### Problem statement
Return all of the data exactly, with nothing left out but the pictures.

### Dataset excerpt

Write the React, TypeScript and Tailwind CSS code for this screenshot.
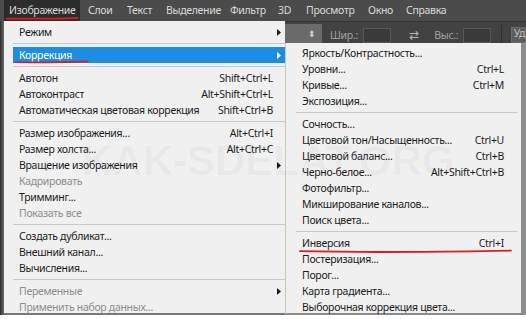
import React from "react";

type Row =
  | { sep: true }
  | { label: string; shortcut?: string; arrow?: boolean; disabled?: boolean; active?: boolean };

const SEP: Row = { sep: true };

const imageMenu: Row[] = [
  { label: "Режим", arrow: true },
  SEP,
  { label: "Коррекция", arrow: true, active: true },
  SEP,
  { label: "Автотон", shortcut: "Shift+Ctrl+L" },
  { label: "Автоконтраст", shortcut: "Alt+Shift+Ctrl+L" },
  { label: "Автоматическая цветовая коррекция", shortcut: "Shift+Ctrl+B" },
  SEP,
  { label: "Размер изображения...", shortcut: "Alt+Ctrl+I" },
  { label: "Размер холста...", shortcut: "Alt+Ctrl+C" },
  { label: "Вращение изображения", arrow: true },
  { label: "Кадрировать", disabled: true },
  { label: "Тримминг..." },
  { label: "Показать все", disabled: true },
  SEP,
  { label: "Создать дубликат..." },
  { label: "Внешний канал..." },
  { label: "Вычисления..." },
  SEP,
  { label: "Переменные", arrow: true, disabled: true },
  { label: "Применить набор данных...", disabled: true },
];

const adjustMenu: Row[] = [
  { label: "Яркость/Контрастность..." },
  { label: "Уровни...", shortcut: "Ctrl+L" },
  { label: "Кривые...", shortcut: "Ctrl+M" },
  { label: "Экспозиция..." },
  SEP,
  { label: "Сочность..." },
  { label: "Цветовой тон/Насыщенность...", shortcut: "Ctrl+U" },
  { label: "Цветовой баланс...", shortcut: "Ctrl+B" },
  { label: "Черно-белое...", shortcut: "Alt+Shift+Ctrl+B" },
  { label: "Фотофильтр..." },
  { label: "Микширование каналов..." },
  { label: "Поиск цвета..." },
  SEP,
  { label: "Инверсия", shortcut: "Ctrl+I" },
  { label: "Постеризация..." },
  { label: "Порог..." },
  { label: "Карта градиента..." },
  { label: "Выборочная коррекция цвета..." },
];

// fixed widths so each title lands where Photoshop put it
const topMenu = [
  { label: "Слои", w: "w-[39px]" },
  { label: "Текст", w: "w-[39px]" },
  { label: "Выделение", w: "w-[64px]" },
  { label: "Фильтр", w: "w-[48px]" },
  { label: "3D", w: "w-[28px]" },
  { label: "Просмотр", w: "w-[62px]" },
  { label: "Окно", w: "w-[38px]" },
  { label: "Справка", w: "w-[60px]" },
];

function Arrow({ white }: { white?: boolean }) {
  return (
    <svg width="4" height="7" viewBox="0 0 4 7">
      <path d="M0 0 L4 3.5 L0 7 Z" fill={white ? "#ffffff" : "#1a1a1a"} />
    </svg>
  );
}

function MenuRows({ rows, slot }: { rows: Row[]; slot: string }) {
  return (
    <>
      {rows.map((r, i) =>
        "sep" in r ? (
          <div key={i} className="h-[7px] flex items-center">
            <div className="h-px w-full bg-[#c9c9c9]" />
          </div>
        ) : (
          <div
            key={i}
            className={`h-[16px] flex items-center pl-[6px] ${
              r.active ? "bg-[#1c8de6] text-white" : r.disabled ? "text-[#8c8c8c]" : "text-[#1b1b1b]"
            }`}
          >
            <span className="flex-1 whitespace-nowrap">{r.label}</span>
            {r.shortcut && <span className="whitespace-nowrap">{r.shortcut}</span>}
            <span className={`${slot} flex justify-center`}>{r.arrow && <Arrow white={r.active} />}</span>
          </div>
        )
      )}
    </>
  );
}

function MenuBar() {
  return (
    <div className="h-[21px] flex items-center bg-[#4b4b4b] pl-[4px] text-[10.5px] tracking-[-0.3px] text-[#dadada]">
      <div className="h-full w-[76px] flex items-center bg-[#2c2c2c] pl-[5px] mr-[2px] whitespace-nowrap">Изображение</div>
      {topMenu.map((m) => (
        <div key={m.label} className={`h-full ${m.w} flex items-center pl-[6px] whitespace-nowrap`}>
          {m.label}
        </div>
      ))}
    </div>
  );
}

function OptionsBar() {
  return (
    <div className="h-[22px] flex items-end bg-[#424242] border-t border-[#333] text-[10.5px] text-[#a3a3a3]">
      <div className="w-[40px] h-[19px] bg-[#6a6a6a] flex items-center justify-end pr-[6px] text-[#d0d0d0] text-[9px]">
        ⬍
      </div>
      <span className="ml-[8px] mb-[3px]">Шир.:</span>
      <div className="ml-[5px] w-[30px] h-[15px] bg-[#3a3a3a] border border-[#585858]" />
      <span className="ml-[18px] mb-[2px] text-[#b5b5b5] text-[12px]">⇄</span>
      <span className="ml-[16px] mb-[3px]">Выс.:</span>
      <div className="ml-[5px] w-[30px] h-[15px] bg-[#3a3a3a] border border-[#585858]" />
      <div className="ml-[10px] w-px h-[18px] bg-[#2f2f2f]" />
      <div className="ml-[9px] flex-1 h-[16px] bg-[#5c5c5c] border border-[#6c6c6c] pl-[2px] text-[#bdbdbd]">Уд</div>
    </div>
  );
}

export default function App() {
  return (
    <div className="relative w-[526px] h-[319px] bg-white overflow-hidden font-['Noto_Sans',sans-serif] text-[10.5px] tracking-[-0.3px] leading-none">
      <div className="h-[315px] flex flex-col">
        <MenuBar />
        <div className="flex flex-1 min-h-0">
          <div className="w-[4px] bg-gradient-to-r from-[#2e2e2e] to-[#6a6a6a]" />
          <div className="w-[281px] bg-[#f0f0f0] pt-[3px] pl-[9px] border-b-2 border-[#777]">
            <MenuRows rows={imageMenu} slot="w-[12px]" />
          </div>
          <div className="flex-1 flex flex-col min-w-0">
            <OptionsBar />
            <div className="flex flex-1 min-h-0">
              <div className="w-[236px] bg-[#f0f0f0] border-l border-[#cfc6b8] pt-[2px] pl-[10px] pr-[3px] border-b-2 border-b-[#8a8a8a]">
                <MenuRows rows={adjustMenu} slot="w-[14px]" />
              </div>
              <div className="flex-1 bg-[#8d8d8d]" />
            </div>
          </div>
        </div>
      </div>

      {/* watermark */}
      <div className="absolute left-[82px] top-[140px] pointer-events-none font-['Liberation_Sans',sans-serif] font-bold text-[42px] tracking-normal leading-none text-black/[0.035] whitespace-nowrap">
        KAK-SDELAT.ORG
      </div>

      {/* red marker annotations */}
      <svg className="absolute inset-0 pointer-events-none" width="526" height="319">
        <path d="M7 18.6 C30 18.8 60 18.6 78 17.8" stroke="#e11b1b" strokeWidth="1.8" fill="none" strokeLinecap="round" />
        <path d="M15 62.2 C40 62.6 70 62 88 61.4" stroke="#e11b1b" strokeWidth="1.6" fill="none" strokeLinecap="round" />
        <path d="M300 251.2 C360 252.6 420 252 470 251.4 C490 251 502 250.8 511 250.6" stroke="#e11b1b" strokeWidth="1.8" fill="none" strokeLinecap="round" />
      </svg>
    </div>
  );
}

### Output
Write the React, TypeScript and Tailwind CSS code for this screenshot.
import React from "react";

type Row =
  | { sep: true }
  | { label: string; shortcut?: string; arrow?: boolean; disabled?: boolean; active?: boolean };

const SEP: Row = { sep: true };

const imageMenu: Row[] = [
  { label: "Режим", arrow: true },
  SEP,
  { label: "Коррекция", arrow: true, active: true },
  SEP,
  { label: "Автотон", shortcut: "Shift+Ctrl+L" },
  { label: "Автоконтраст", shortcut: "Alt+Shift+Ctrl+L" },
  { label: "Автоматическая цветовая коррекция", shortcut: "Shift+Ctrl+B" },
  SEP,
  { label: "Размер изображения...", shortcut: "Alt+Ctrl+I" },
  { label: "Размер холста...", shortcut: "Alt+Ctrl+C" },
  { label: "Вращение изображения", arrow: true },
  { label: "Кадрировать", disabled: true },
  { label: "Тримминг..." },
  { label: "Показать все", disabled: true },
  SEP,
  { label: "Создать дубликат..." },
  { label: "Внешний канал..." },
  { label: "Вычисления..." },
  SEP,
  { label: "Переменные", arrow: true, disabled: true },
  { label: "Применить набор данных...", disabled: true },
];

const adjustMenu: Row[] = [
  { label: "Яркость/Контрастность..." },
  { label: "Уровни...", shortcut: "Ctrl+L" },
  { label: "Кривые...", shortcut: "Ctrl+M" },
  { label: "Экспозиция..." },
  SEP,
  { label: "Сочность..." },
  { label: "Цветовой тон/Насыщенность...", shortcut: "Ctrl+U" },
  { label: "Цветовой баланс...", shortcut: "Ctrl+B" },
  { label: "Черно-белое...", shortcut: "Alt+Shift+Ctrl+B" },
  { label: "Фотофильтр..." },
  { label: "Микширование каналов..." },
  { label: "Поиск цвета..." },
  SEP,
  { label: "Инверсия", shortcut: "Ctrl+I" },
  { label: "Постеризация..." },
  { label: "Порог..." },
  { label: "Карта градиента..." },
  { label: "Выборочная коррекция цвета..." },
];

// fixed widths so each title lands where Photoshop put it
const topMenu = [
  { label: "Слои", w: "w-[39px]" },
  { label: "Текст", w: "w-[39px]" },
  { label: "Выделение", w: "w-[64px]" },
  { label: "Фильтр", w: "w-[48px]" },
  { label: "3D", w: "w-[28px]" },
  { label: "Просмотр", w: "w-[62px]" },
  { label: "Окно", w: "w-[38px]" },
  { label: "Справка", w: "w-[60px]" },
];

function Arrow({ white }: { white?: boolean }) {
  return (
    <svg width="4" height="7" viewBox="0 0 4 7">
      <path d="M0 0 L4 3.5 L0 7 Z" fill={white ? "#ffffff" : "#1a1a1a"} />
    </svg>
  );
}

function MenuRows({ rows, slot }: { rows: Row[]; slot: string }) {
  return (
    <>
      {rows.map((r, i) =>
        "sep" in r ? (
          <div key={i} className="h-[7px] flex items-center">
            <div className="h-px w-full bg-[#c9c9c9]" />
          </div>
        ) : (
          <div
            key={i}
            className={`h-[16px] flex items-center pl-[6px] ${
              r.active ? "bg-[#1c8de6] text-white" : r.disabled ? "text-[#8c8c8c]" : "text-[#1b1b1b]"
            }`}
          >
            <span className="flex-1 whitespace-nowrap">{r.label}</span>
            {r.shortcut && <span className="whitespace-nowrap">{r.shortcut}</span>}
            <span className={`${slot} flex justify-center`}>{r.arrow && <Arrow white={r.active} />}</span>
          </div>
        )
      )}
    </>
  );
}

function MenuBar() {
  return (
    <div className="h-[21px] flex items-center bg-[#4b4b4b] pl-[4px] text-[10.5px] tracking-[-0.3px] text-[#dadada]">
      <div className="h-full w-[76px] flex items-center bg-[#2c2c2c] pl-[5px] mr-[2px] whitespace-nowrap">Изображение</div>
      {topMenu.map((m) => (
        <div key={m.label} className={`h-full ${m.w} flex items-center pl-[6px] whitespace-nowrap`}>
          {m.label}
        </div>
      ))}
    </div>
  );
}

function OptionsBar() {
  return (
    <div className="h-[22px] flex items-end bg-[#424242] border-t border-[#333] text-[10.5px] text-[#a3a3a3]">
      <div className="w-[40px] h-[19px] bg-[#6a6a6a] flex items-center justify-end pr-[6px] text-[#d0d0d0] text-[9px]">
        ⬍
      </div>
      <span className="ml-[8px] mb-[3px]">Шир.:</span>
      <div className="ml-[5px] w-[30px] h-[15px] bg-[#3a3a3a] border border-[#585858]" />
      <span className="ml-[18px] mb-[2px] text-[#b5b5b5] text-[12px]">⇄</span>
      <span className="ml-[16px] mb-[3px]">Выс.:</span>
      <div className="ml-[5px] w-[30px] h-[15px] bg-[#3a3a3a] border border-[#585858]" />
      <div className="ml-[10px] w-px h-[18px] bg-[#2f2f2f]" />
      <div className="ml-[9px] flex-1 h-[16px] bg-[#5c5c5c] border border-[#6c6c6c] pl-[2px] text-[#bdbdbd]">Уд</div>
    </div>
  );
}

export default function App() {
  return (
    <div className="relative w-[526px] h-[319px] bg-white overflow-hidden font-['Noto_Sans',sans-serif] text-[10.5px] tracking-[-0.3px] leading-none">
      <div className="h-[315px] flex flex-col">
        <MenuBar />
        <div className="flex flex-1 min-h-0">
          <div className="w-[4px] bg-gradient-to-r from-[#2e2e2e] to-[#6a6a6a]" />
          <div className="w-[281px] bg-[#f0f0f0] pt-[3px] pl-[9px] border-b-2 border-[#777]">
            <MenuRows rows={imageMenu} slot="w-[12px]" />
          </div>
          <div className="flex-1 flex flex-col min-w-0">
            <OptionsBar />
            <div className="flex flex-1 min-h-0">
              <div className="w-[236px] bg-[#f0f0f0] border-l border-[#cfc6b8] pt-[2px] pl-[10px] pr-[3px] border-b-2 border-b-[#8a8a8a]">
                <MenuRows rows={adjustMenu} slot="w-[14px]" />
              </div>
              <div className="flex-1 bg-[#8d8d8d]" />
            </div>
          </div>
        </div>
      </div>

      {/* watermark */}
      <div className="absolute left-[82px] top-[140px] pointer-events-none font-['Liberation_Sans',sans-serif] font-bold text-[42px] tracking-normal leading-none text-black/[0.035] whitespace-nowrap">
        KAK-SDELAT.ORG
      </div>

      {/* red marker annotations */}
      <svg className="absolute inset-0 pointer-events-none" width="526" height="319">
        <path d="M7 18.6 C30 18.8 60 18.6 78 17.8" stroke="#e11b1b" strokeWidth="1.8" fill="none" strokeLinecap="round" />
        <path d="M15 62.2 C40 62.6 70 62 88 61.4" stroke="#e11b1b" strokeWidth="1.6" fill="none" strokeLinecap="round" />
        <path d="M300 251.2 C360 252.6 420 252 470 251.4 C490 251 502 250.8 511 250.6" stroke="#e11b1b" strokeWidth="1.8" fill="none" strokeLinecap="round" />
      </svg>
    </div>
  );
}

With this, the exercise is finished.